Material »
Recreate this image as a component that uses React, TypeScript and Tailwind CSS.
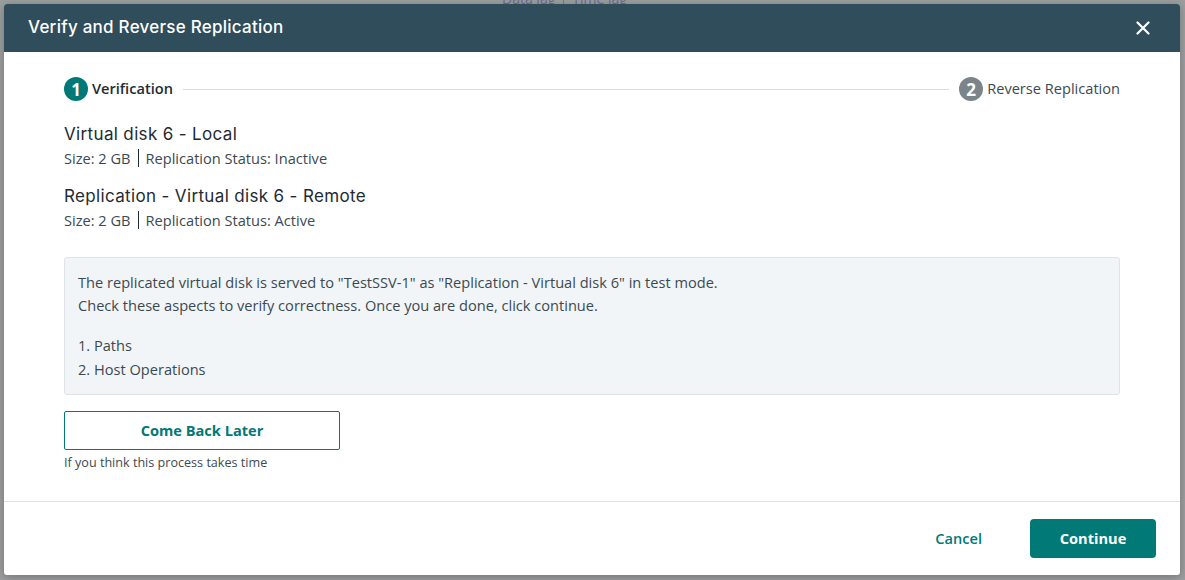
import React from 'react';

const teal = 'bg-[#007977]';

function StepCircle({ n, active }: { n: number; active: boolean }) {
  return (
    <span
      className={`flex h-6 w-6 items-center justify-center rounded-full text-[17px] font-bold leading-none text-white ${
        active ? teal : 'bg-[#7b8589]'
      }`}
    >
      {n}
    </span>
  );
}

function DiskInfo({ title, size, status }: { title: string; size: string; status: string }) {
  return (
    <div>
      <h3 className="font-['Inter',sans-serif] text-[17px] leading-[22px] tracking-[0.35px] text-[#1e2b33]">{title}</h3>
      <p className="mt-[3px] flex items-center text-[14.6px] leading-5 text-[#3b4a52]">
        <span>Size: {size}</span>
        <span className="mx-[7px] h-[18px] w-px bg-[#1e2b33]" />
        <span>Replication Status: {status}</span>
      </p>
    </div>
  );
}

export default function App() {
  return (
    <div className="relative h-[580px] w-full overflow-hidden bg-[#9b9d9e] pl-1 pt-1 font-['Open_Sans',sans-serif]">
      {/* dimmed page behind the dialog */}
      <div className="absolute left-[502px] top-[-9px] flex items-center gap-2 text-[14px] leading-4 text-[#4a4a8a] opacity-60">
        <span>Data lag</span>
        <span className="h-3 w-px bg-[#666]" />
        <span>Time lag</span>
      </div>
      <div className="relative flex h-[571px] w-[1176px] flex-col overflow-hidden rounded-[3px] bg-white shadow-[0_2px_8px_rgba(0,0,0,0.25)]">
        <header className="flex h-12 shrink-0 items-center justify-between bg-[#2f4d5a] pl-6 pr-[25px]">
          <h2 className="font-['Inter',sans-serif] text-[17px] font-medium tracking-[0.25px] text-white">
            Verify and Reverse Replication
          </h2>
          <button className="flex h-6 w-6 items-center justify-center text-white">
            <svg width="14" height="14" viewBox="0 0 14 14" fill="none">
              <path d="M1.5 1.5l11 11M12.5 1.5l-11 11" stroke="currentColor" strokeWidth="2.2" strokeLinecap="round" />
            </svg>
          </button>
        </header>

        <div className="flex-1 px-[60px] pt-[25px]">
          <div className="flex h-6 items-center">
            <StepCircle n={1} active />
            <span className="ml-[4px] text-[14.6px] font-semibold text-[#1e2b33]">Verification</span>
            <span className="mx-[10px] h-px flex-1 bg-[#dcdfe1]" />
            <StepCircle n={2} active={false} />
            <span className="ml-[4px] text-[14.6px] text-[#3b4a52]">Reverse Replication</span>
          </div>

          <div className="mt-[22px]">
            <DiskInfo title="Virtual disk 6 - Local" size="2 GB" status="Inactive" />
          </div>
          <div className="mt-[17px]">
            <DiskInfo title="Replication - Virtual disk 6 - Remote" size="2 GB" status="Active" />
          </div>

          <div className="mt-[27px] rounded-[3px] border border-[#dfe3e6] bg-[#f2f5f8] px-[13px] pb-[13px] pt-[12px] text-[14.6px] leading-6 text-[#3b4a52]">
            <p>The replicated virtual disk is served to "TestSSV-1" as "Replication - Virtual disk 6" in test mode.</p>
            <p className="-mt-px">Check these aspects to verify correctness. Once you are done, click continue.</p>
            <p className="mt-[16px]">1. Paths</p>
            <p>2. Host Operations</p>
          </div>

          <button className="mt-[16px] flex h-[39px] w-[276px] items-center justify-center rounded-[2px] border border-[#007977] text-[14.6px] font-bold text-[#007977]">
            Come Back Later
          </button>
          <p className="mt-[5px] text-[12.6px] leading-4 text-[#3b4a52]">If you think this process takes time</p>
        </div>

        <footer className="flex h-[74px] shrink-0 items-center justify-end gap-12 border-t border-[#dfe1e3] pr-6">
          <button className="text-[14.6px] font-semibold text-[#007977]">Cancel</button>
          <button className={`h-[39px] w-[126px] rounded-[4px] ${teal} text-[14.6px] font-bold text-white`}>Continue</button>
        </footer>
      </div>
    </div>
  );
}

Task instructions »
Please transcribe the material above exactly as written. Leave the pictures out.

Completed exercise »
Recreate this image as a component that uses React, TypeScript and Tailwind CSS.
import React from 'react';

const teal = 'bg-[#007977]';

function StepCircle({ n, active }: { n: number; active: boolean }) {
  return (
    <span
      className={`flex h-6 w-6 items-center justify-center rounded-full text-[17px] font-bold leading-none text-white ${
        active ? teal : 'bg-[#7b8589]'
      }`}
    >
      {n}
    </span>
  );
}

function DiskInfo({ title, size, status }: { title: string; size: string; status: string }) {
  return (
    <div>
      <h3 className="font-['Inter',sans-serif] text-[17px] leading-[22px] tracking-[0.35px] text-[#1e2b33]">{title}</h3>
      <p className="mt-[3px] flex items-center text-[14.6px] leading-5 text-[#3b4a52]">
        <span>Size: {size}</span>
        <span className="mx-[7px] h-[18px] w-px bg-[#1e2b33]" />
        <span>Replication Status: {status}</span>
      </p>
    </div>
  );
}

export default function App() {
  return (
    <div className="relative h-[580px] w-full overflow-hidden bg-[#9b9d9e] pl-1 pt-1 font-['Open_Sans',sans-serif]">
      {/* dimmed page behind the dialog */}
      <div className="absolute left-[502px] top-[-9px] flex items-center gap-2 text-[14px] leading-4 text-[#4a4a8a] opacity-60">
        <span>Data lag</span>
        <span className="h-3 w-px bg-[#666]" />
        <span>Time lag</span>
      </div>
      <div className="relative flex h-[571px] w-[1176px] flex-col overflow-hidden rounded-[3px] bg-white shadow-[0_2px_8px_rgba(0,0,0,0.25)]">
        <header className="flex h-12 shrink-0 items-center justify-between bg-[#2f4d5a] pl-6 pr-[25px]">
          <h2 className="font-['Inter',sans-serif] text-[17px] font-medium tracking-[0.25px] text-white">
            Verify and Reverse Replication
          </h2>
          <button className="flex h-6 w-6 items-center justify-center text-white">
            <svg width="14" height="14" viewBox="0 0 14 14" fill="none">
              <path d="M1.5 1.5l11 11M12.5 1.5l-11 11" stroke="currentColor" strokeWidth="2.2" strokeLinecap="round" />
            </svg>
          </button>
        </header>

        <div className="flex-1 px-[60px] pt-[25px]">
          <div className="flex h-6 items-center">
            <StepCircle n={1} active />
            <span className="ml-[4px] text-[14.6px] font-semibold text-[#1e2b33]">Verification</span>
            <span className="mx-[10px] h-px flex-1 bg-[#dcdfe1]" />
            <StepCircle n={2} active={false} />
            <span className="ml-[4px] text-[14.6px] text-[#3b4a52]">Reverse Replication</span>
          </div>

          <div className="mt-[22px]">
            <DiskInfo title="Virtual disk 6 - Local" size="2 GB" status="Inactive" />
          </div>
          <div className="mt-[17px]">
            <DiskInfo title="Replication - Virtual disk 6 - Remote" size="2 GB" status="Active" />
          </div>

          <div className="mt-[27px] rounded-[3px] border border-[#dfe3e6] bg-[#f2f5f8] px-[13px] pb-[13px] pt-[12px] text-[14.6px] leading-6 text-[#3b4a52]">
            <p>The replicated virtual disk is served to "TestSSV-1" as "Replication - Virtual disk 6" in test mode.</p>
            <p className="-mt-px">Check these aspects to verify correctness. Once you are done, click continue.</p>
            <p className="mt-[16px]">1. Paths</p>
            <p>2. Host Operations</p>
          </div>

          <button className="mt-[16px] flex h-[39px] w-[276px] items-center justify-center rounded-[2px] border border-[#007977] text-[14.6px] font-bold text-[#007977]">
            Come Back Later
          </button>
          <p className="mt-[5px] text-[12.6px] leading-4 text-[#3b4a52]">If you think this process takes time</p>
        </div>

        <footer className="flex h-[74px] shrink-0 items-center justify-end gap-12 border-t border-[#dfe1e3] pr-6">
          <button className="text-[14.6px] font-semibold text-[#007977]">Cancel</button>
          <button className={`h-[39px] w-[126px] rounded-[4px] ${teal} text-[14.6px] font-bold text-white`}>Continue</button>
        </footer>
      </div>
    </div>
  );
}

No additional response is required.